Tak lupa juga Bapak Bupati
Bulukumba menyoroti rendahnya kualitas bibit rumput laut di Bulukumba, dimana
bibit ini sudah lama digunakan sehingga kualitasnya menurun, untuk itu
diperlukan perbaikan kualitas bibit agar panen rumput laut bisa meningkat. Hal
ini sempat ditanggapi oleh Sekretaris Dinas Perikanan Bulukumba bahwa persoalan
yang dihadapi sekarang adalah kurangnya Bibit hasil kultur jaringan yang
dihasilkan oleh Balai Benih dari Kementerian KKP, begitujuga pada saat
penyaluran bantuan bibit sulit untuk mendapatkan kelompok yang bersedia untuk
menjadi Kebun Bibit, kelompok
penerima bibit tidak diperbolehkan menjual kering hasil rumput lautnya tapi
harus dalam bentuk basah (bibit) agar bibit tersebut tidak habis, namun paradigma
masyarakat masih lebih condong untuk mendapatkan hasil secepatnya.
Pernyataan Pak Bupati juga
ditanggapi oleh Nelayan bahwa rendahnya kualitas hasil penangkapan ikan
disebabkan oleh rendahnya pengetahuan nelayan dalam penanganan ikan baik pada
masa penangkapan maupun pada tahap pemasaran, begitupula sarana dan prasarana
yang dimiliki oleh nelayan sangat terbatas dan diperlukan modal yang besar
untuk memenuhi standar tersebut, sarana dan prasarana yang dibutuhkan seperti
es, ruang pendingin yang memadai di kapal, Cold Storage di darat dan mobil
pengangkut dengan sistem pendingin. Untuk itu mereka meminta untuk diberikan
bantuan pengadaan sapra penanganan ikan dimaksud.
Setelah mendengar keluh kesah
nelayan, Bapak Bupati kemudian menyampaikan bahwa Dinas Perikanan Bulukumba
dalam waktu dekat harus segera membuat leaflet/poster cara penanganan ikan baik
pada saat tahap produksi maupun pasca produksi dan menyeberkannya ke
sentra-sentra nelayan agar tiap hari nelayan bisa membacanya. Begitupula untuk
bantuan Bapak Bupati akan berusaha mengakomodirnya dalam APBD 2023 mendatang.
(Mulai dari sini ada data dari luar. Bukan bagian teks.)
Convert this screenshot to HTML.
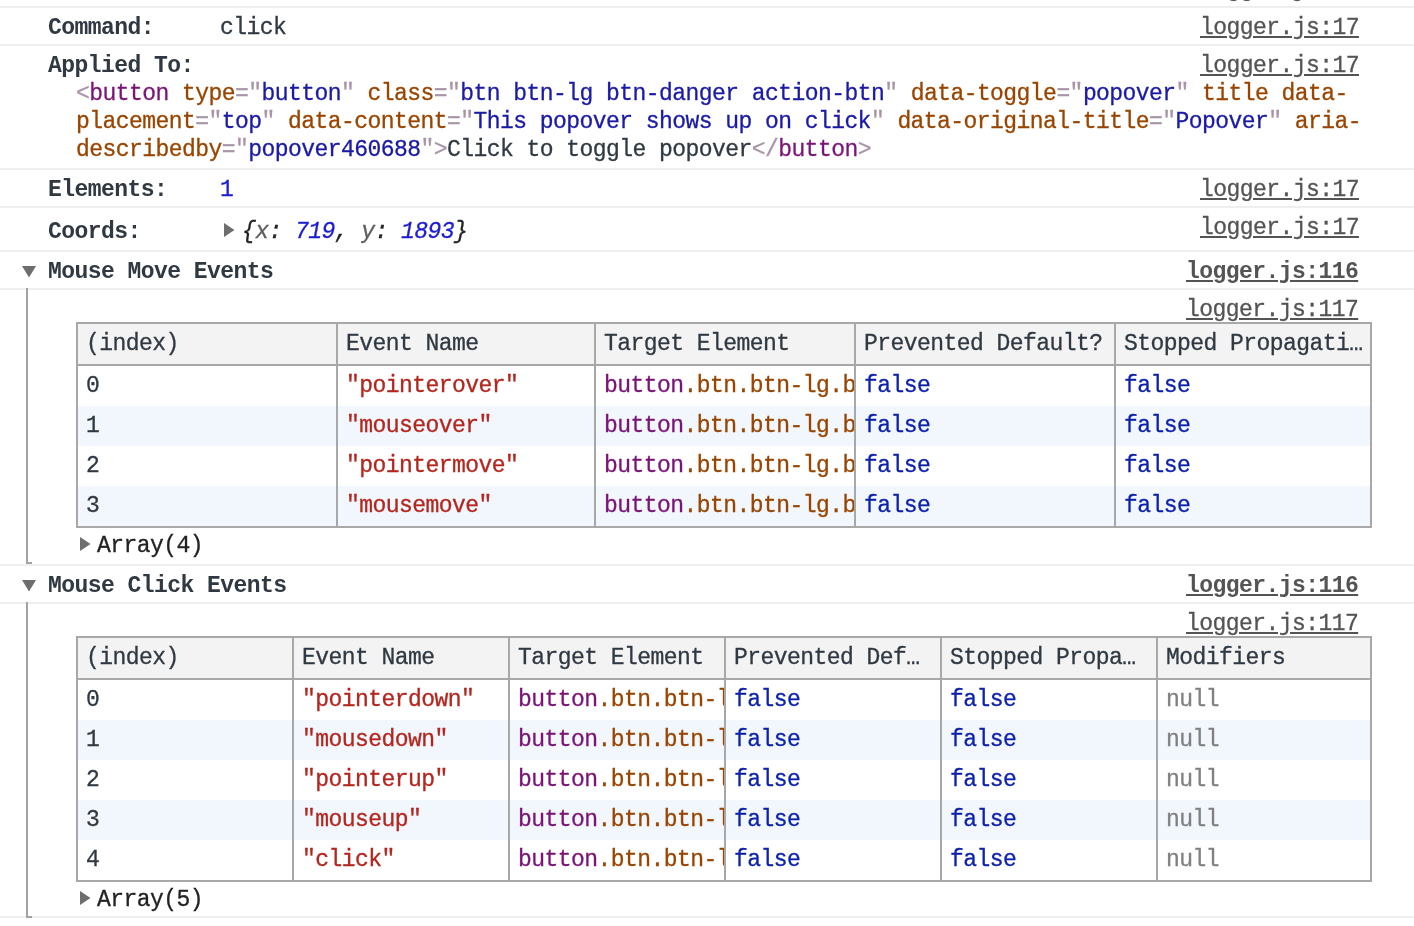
<!DOCTYPE html>
<html><head><meta charset="utf-8"><style>
html,body{margin:0;padding:0;background:#fff;}
body{width:1414px;height:926px;overflow:hidden;position:relative;}
.t{position:absolute;font-family:"Liberation Mono",monospace;font-size:23px;line-height:28px;white-space:pre;letter-spacing:-0.555px;color:#303942;will-change:transform;-webkit-text-stroke:0.3px currentColor;}
.r{position:absolute;}
.clip{position:absolute;overflow:hidden;}
.b{font-weight:bold;-webkit-text-stroke:0;}
.i{font-style:italic;}
.lab{color:#303942;}
.lnk{color:#545454;text-decoration:underline;text-decoration-thickness:2px;text-underline-offset:2px;}
.tg{color:#a894a6;}
.tn{color:#7a1476;}
.an{color:#994500;}
.av{color:#1a1aa6;}
.tx{color:#303942;}
.num{color:#1c1cd0;}
.br{color:#222;}
.key{color:#5e5e5e;}
.hd{color:#303942;}
.str{color:#b3261e;}
.bool{color:#0d22aa;}
.nul{color:#808080;}
.arr{color:#222;}
</style></head><body>
<div class="r" style="left:0px;top:6px;width:1414px;height:2px;background:#efefef;"></div>
<div class="r" style="left:0px;top:44px;width:1414px;height:2px;background:#efefef;"></div>
<div class="r" style="left:0px;top:168px;width:1414px;height:2px;background:#efefef;"></div>
<div class="r" style="left:0px;top:206px;width:1414px;height:2px;background:#efefef;"></div>
<div class="r" style="left:0px;top:250px;width:1414px;height:2px;background:#efefef;"></div>
<div class="r" style="left:0px;top:288px;width:1414px;height:2px;background:#efefef;"></div>
<div class="r" style="left:0px;top:564px;width:1414px;height:2px;background:#efefef;"></div>
<div class="r" style="left:0px;top:602px;width:1414px;height:2px;background:#efefef;"></div>
<div class="r" style="left:0px;top:916px;width:1414px;height:2px;background:#efefef;"></div>
<div class="t lnk" style="left:1200px;top:-24px;">logger.js:17</div>
<div class="t b lab" style="left:48px;top:14px;">Command:</div>
<div class="t lab" style="left:220px;top:14px;">click</div>
<div class="t lnk" style="left:1200px;top:14px;">logger.js:17</div>
<div class="t b lab" style="left:48px;top:52px;">Applied To:</div>
<div class="t lnk" style="left:1200px;top:52px;">logger.js:17</div>
<div class="t " style="left:76px;top:80px;"><span class="tg">&lt;</span><span class="tn">button</span> <span class="an">type</span><span class="tg">="</span><span class="av">button</span><span class="tg">"</span> <span class="an">class</span><span class="tg">="</span><span class="av">btn btn-lg btn-danger action-btn</span><span class="tg">"</span> <span class="an">data-toggle</span><span class="tg">="</span><span class="av">popover</span><span class="tg">"</span> <span class="an">title</span> <span class="an">data-</span></div>
<div class="t " style="left:76px;top:108px;"><span class="an">placement</span><span class="tg">="</span><span class="av">top</span><span class="tg">"</span> <span class="an">data-content</span><span class="tg">="</span><span class="av">This popover shows up on click</span><span class="tg">"</span> <span class="an">data-original-title</span><span class="tg">="</span><span class="av">Popover</span><span class="tg">"</span> <span class="an">aria-</span></div>
<div class="t " style="left:76px;top:136px;"><span class="an">describedby</span><span class="tg">="</span><span class="av">popover460688</span><span class="tg">"&gt;</span><span class="tx">Click to toggle popover</span><span class="tg">&lt;/</span><span class="tn">button</span><span class="tg">&gt;</span></div>
<div class="t b lab" style="left:48px;top:176px;">Elements:</div>
<div class="t " style="left:220px;top:176px;"><span class="num">1</span></div>
<div class="t lnk" style="left:1200px;top:176px;">logger.js:17</div>
<div class="t b lab" style="left:48px;top:218px;">Coords:</div>
<svg class="r" style="left:224px;top:223px" width="11" height="14" viewBox="0 0 11 14"><path d="M0 0L10.5 7L0 14Z" fill="#6e6e6e"/></svg>
<div class="t i" style="left:242px;top:218px;"><span class="br">{</span><span class="key">x</span><span class="br">: </span><span class="num">719</span><span class="br">, </span><span class="key">y</span><span class="br">: </span><span class="num">1893</span><span class="br">}</span></div>
<div class="t lnk" style="left:1200px;top:214px;">logger.js:17</div>
<svg class="r" style="left:22px;top:266px" width="14" height="12" viewBox="0 0 14 12"><path d="M0 0H14L7 11.5Z" fill="#6e6e6e"/></svg>
<div class="t b lab" style="left:48px;top:258px;">Mouse Move Events</div>
<div class="t lnk b" style="left:1186px;top:258px;">logger.js:116</div>
<svg class="r" style="left:22px;top:580px" width="14" height="12" viewBox="0 0 14 12"><path d="M0 0H14L7 11.5Z" fill="#6e6e6e"/></svg>
<div class="t b lab" style="left:48px;top:572px;">Mouse Click Events</div>
<div class="t lnk b" style="left:1186px;top:572px;">logger.js:116</div>
<div class="r" style="left:26px;top:288px;width:2px;height:276px;background:#a3a3a3;"></div>
<div class="r" style="left:26px;top:562px;width:6px;height:2px;background:#a3a3a3;"></div>
<div class="r" style="left:26px;top:602px;width:2px;height:316px;background:#a3a3a3;"></div>
<div class="r" style="left:26px;top:916px;width:6px;height:2px;background:#a3a3a3;"></div>
<div class="t lnk" style="left:1186px;top:296px;">logger.js:117</div>
<div class="t lnk" style="left:1186px;top:610px;">logger.js:117</div>
<div class="r" style="left:76px;top:322px;width:1296px;height:206px;background:#fff;"></div>
<div class="r" style="left:76px;top:324px;width:1296px;height:40px;background:#f3f3f3;"></div>
<div class="r" style="left:76px;top:406px;width:1296px;height:40px;background:#f2f6fd;"></div>
<div class="r" style="left:76px;top:486px;width:1296px;height:40px;background:#f2f6fd;"></div>
<div class="r" style="left:76px;top:322px;width:1296px;height:2px;background:#a8a8a8;"></div>
<div class="r" style="left:76px;top:364px;width:1296px;height:2px;background:#a8a8a8;"></div>
<div class="r" style="left:76px;top:526px;width:1296px;height:2px;background:#a8a8a8;"></div>
<div class="r" style="left:76px;top:322px;width:2px;height:206px;background:#a8a8a8;"></div>
<div class="r" style="left:336px;top:322px;width:2px;height:206px;background:#a8a8a8;"></div>
<div class="r" style="left:594px;top:322px;width:2px;height:206px;background:#a8a8a8;"></div>
<div class="r" style="left:854px;top:322px;width:2px;height:206px;background:#a8a8a8;"></div>
<div class="r" style="left:1114px;top:322px;width:2px;height:206px;background:#a8a8a8;"></div>
<div class="r" style="left:1370px;top:322px;width:2px;height:206px;background:#a8a8a8;"></div>
<div class="clip" style="left:78px;top:322px;width:258px;height:204px">
<div class="t " style="left:8px;top:8px;"><span class="hd">(index)</span></div>
<div class="t " style="left:8px;top:50px;"><span class="hd">0</span></div>
<div class="t " style="left:8px;top:90px;"><span class="hd">1</span></div>
<div class="t " style="left:8px;top:130px;"><span class="hd">2</span></div>
<div class="t " style="left:8px;top:170px;"><span class="hd">3</span></div>
</div>
<div class="clip" style="left:338px;top:322px;width:256px;height:204px">
<div class="t " style="left:8px;top:8px;"><span class="hd">Event Name</span></div>
<div class="t " style="left:8px;top:50px;"><span class="str">"pointerover"</span></div>
<div class="t " style="left:8px;top:90px;"><span class="str">"mouseover"</span></div>
<div class="t " style="left:8px;top:130px;"><span class="str">"pointermove"</span></div>
<div class="t " style="left:8px;top:170px;"><span class="str">"mousemove"</span></div>
</div>
<div class="clip" style="left:596px;top:322px;width:258px;height:204px">
<div class="t " style="left:8px;top:8px;"><span class="hd">Target Element</span></div>
<div class="t " style="left:8px;top:50px;"><span class="tn">button</span><span class="an">.btn.btn-lg.btn-danger.action-btn</span></div>
<div class="t " style="left:8px;top:90px;"><span class="tn">button</span><span class="an">.btn.btn-lg.btn-danger.action-btn</span></div>
<div class="t " style="left:8px;top:130px;"><span class="tn">button</span><span class="an">.btn.btn-lg.btn-danger.action-btn</span></div>
<div class="t " style="left:8px;top:170px;"><span class="tn">button</span><span class="an">.btn.btn-lg.btn-danger.action-btn</span></div>
</div>
<div class="clip" style="left:856px;top:322px;width:258px;height:204px">
<div class="t " style="left:8px;top:8px;"><span class="hd">Prevented Default?</span></div>
<div class="t " style="left:8px;top:50px;"><span class="bool">false</span></div>
<div class="t " style="left:8px;top:90px;"><span class="bool">false</span></div>
<div class="t " style="left:8px;top:130px;"><span class="bool">false</span></div>
<div class="t " style="left:8px;top:170px;"><span class="bool">false</span></div>
</div>
<div class="clip" style="left:1116px;top:322px;width:254px;height:204px">
<div class="t " style="left:8px;top:8px;"><span class="hd">Stopped Propagati…</span></div>
<div class="t " style="left:8px;top:50px;"><span class="bool">false</span></div>
<div class="t " style="left:8px;top:90px;"><span class="bool">false</span></div>
<div class="t " style="left:8px;top:130px;"><span class="bool">false</span></div>
<div class="t " style="left:8px;top:170px;"><span class="bool">false</span></div>
</div>
<svg class="r" style="left:80px;top:537px" width="11" height="14" viewBox="0 0 11 14"><path d="M0 0L10.5 7L0 14Z" fill="#6e6e6e"/></svg>
<div class="t " style="left:97px;top:532px;"><span class="arr">Array(4)</span></div>
<div class="r" style="left:76px;top:636px;width:1296px;height:246px;background:#fff;"></div>
<div class="r" style="left:76px;top:638px;width:1296px;height:40px;background:#f3f3f3;"></div>
<div class="r" style="left:76px;top:720px;width:1296px;height:40px;background:#f2f6fd;"></div>
<div class="r" style="left:76px;top:800px;width:1296px;height:40px;background:#f2f6fd;"></div>
<div class="r" style="left:76px;top:636px;width:1296px;height:2px;background:#a8a8a8;"></div>
<div class="r" style="left:76px;top:678px;width:1296px;height:2px;background:#a8a8a8;"></div>
<div class="r" style="left:76px;top:880px;width:1296px;height:2px;background:#a8a8a8;"></div>
<div class="r" style="left:76px;top:636px;width:2px;height:246px;background:#a8a8a8;"></div>
<div class="r" style="left:292px;top:636px;width:2px;height:246px;background:#a8a8a8;"></div>
<div class="r" style="left:508px;top:636px;width:2px;height:246px;background:#a8a8a8;"></div>
<div class="r" style="left:724px;top:636px;width:2px;height:246px;background:#a8a8a8;"></div>
<div class="r" style="left:940px;top:636px;width:2px;height:246px;background:#a8a8a8;"></div>
<div class="r" style="left:1156px;top:636px;width:2px;height:246px;background:#a8a8a8;"></div>
<div class="r" style="left:1370px;top:636px;width:2px;height:246px;background:#a8a8a8;"></div>
<div class="clip" style="left:78px;top:636px;width:214px;height:244px">
<div class="t " style="left:8px;top:8px;"><span class="hd">(index)</span></div>
<div class="t " style="left:8px;top:50px;"><span class="hd">0</span></div>
<div class="t " style="left:8px;top:90px;"><span class="hd">1</span></div>
<div class="t " style="left:8px;top:130px;"><span class="hd">2</span></div>
<div class="t " style="left:8px;top:170px;"><span class="hd">3</span></div>
<div class="t " style="left:8px;top:210px;"><span class="hd">4</span></div>
</div>
<div class="clip" style="left:294px;top:636px;width:214px;height:244px">
<div class="t " style="left:8px;top:8px;"><span class="hd">Event Name</span></div>
<div class="t " style="left:8px;top:50px;"><span class="str">"pointerdown"</span></div>
<div class="t " style="left:8px;top:90px;"><span class="str">"mousedown"</span></div>
<div class="t " style="left:8px;top:130px;"><span class="str">"pointerup"</span></div>
<div class="t " style="left:8px;top:170px;"><span class="str">"mouseup"</span></div>
<div class="t " style="left:8px;top:210px;"><span class="str">"click"</span></div>
</div>
<div class="clip" style="left:510px;top:636px;width:214px;height:244px">
<div class="t " style="left:8px;top:8px;"><span class="hd">Target Element</span></div>
<div class="t " style="left:8px;top:50px;"><span class="tn">button</span><span class="an">.btn.btn-lg.btn-danger.action-btn</span></div>
<div class="t " style="left:8px;top:90px;"><span class="tn">button</span><span class="an">.btn.btn-lg.btn-danger.action-btn</span></div>
<div class="t " style="left:8px;top:130px;"><span class="tn">button</span><span class="an">.btn.btn-lg.btn-danger.action-btn</span></div>
<div class="t " style="left:8px;top:170px;"><span class="tn">button</span><span class="an">.btn.btn-lg.btn-danger.action-btn</span></div>
<div class="t " style="left:8px;top:210px;"><span class="tn">button</span><span class="an">.btn.btn-lg.btn-danger.action-btn</span></div>
</div>
<div class="clip" style="left:726px;top:636px;width:214px;height:244px">
<div class="t " style="left:8px;top:8px;"><span class="hd">Prevented Def…</span></div>
<div class="t " style="left:8px;top:50px;"><span class="bool">false</span></div>
<div class="t " style="left:8px;top:90px;"><span class="bool">false</span></div>
<div class="t " style="left:8px;top:130px;"><span class="bool">false</span></div>
<div class="t " style="left:8px;top:170px;"><span class="bool">false</span></div>
<div class="t " style="left:8px;top:210px;"><span class="bool">false</span></div>
</div>
<div class="clip" style="left:942px;top:636px;width:214px;height:244px">
<div class="t " style="left:8px;top:8px;"><span class="hd">Stopped Propa…</span></div>
<div class="t " style="left:8px;top:50px;"><span class="bool">false</span></div>
<div class="t " style="left:8px;top:90px;"><span class="bool">false</span></div>
<div class="t " style="left:8px;top:130px;"><span class="bool">false</span></div>
<div class="t " style="left:8px;top:170px;"><span class="bool">false</span></div>
<div class="t " style="left:8px;top:210px;"><span class="bool">false</span></div>
</div>
<div class="clip" style="left:1158px;top:636px;width:212px;height:244px">
<div class="t " style="left:8px;top:8px;"><span class="hd">Modifiers</span></div>
<div class="t " style="left:8px;top:50px;"><span class="nul">null</span></div>
<div class="t " style="left:8px;top:90px;"><span class="nul">null</span></div>
<div class="t " style="left:8px;top:130px;"><span class="nul">null</span></div>
<div class="t " style="left:8px;top:170px;"><span class="nul">null</span></div>
<div class="t " style="left:8px;top:210px;"><span class="nul">null</span></div>
</div>
<svg class="r" style="left:80px;top:891px" width="11" height="14" viewBox="0 0 11 14"><path d="M0 0L10.5 7L0 14Z" fill="#6e6e6e"/></svg>
<div class="t " style="left:97px;top:886px;"><span class="arr">Array(5)</span></div>
</body></html>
Selain itu Dinas Perikanan untuk segera menyebar edaran untuk memastikan
jalur-jalur tangkap di laut agar nelayan mengerti dimana mereka bisa menangkap
sesuai dengan sarana alat tangkap yang mereka miliki, serta jangan lupa untuk melakukan penelitian terhadap tambak-tambak yang tidak produktif dan laporkan ke saya tutur Bapak Bupati.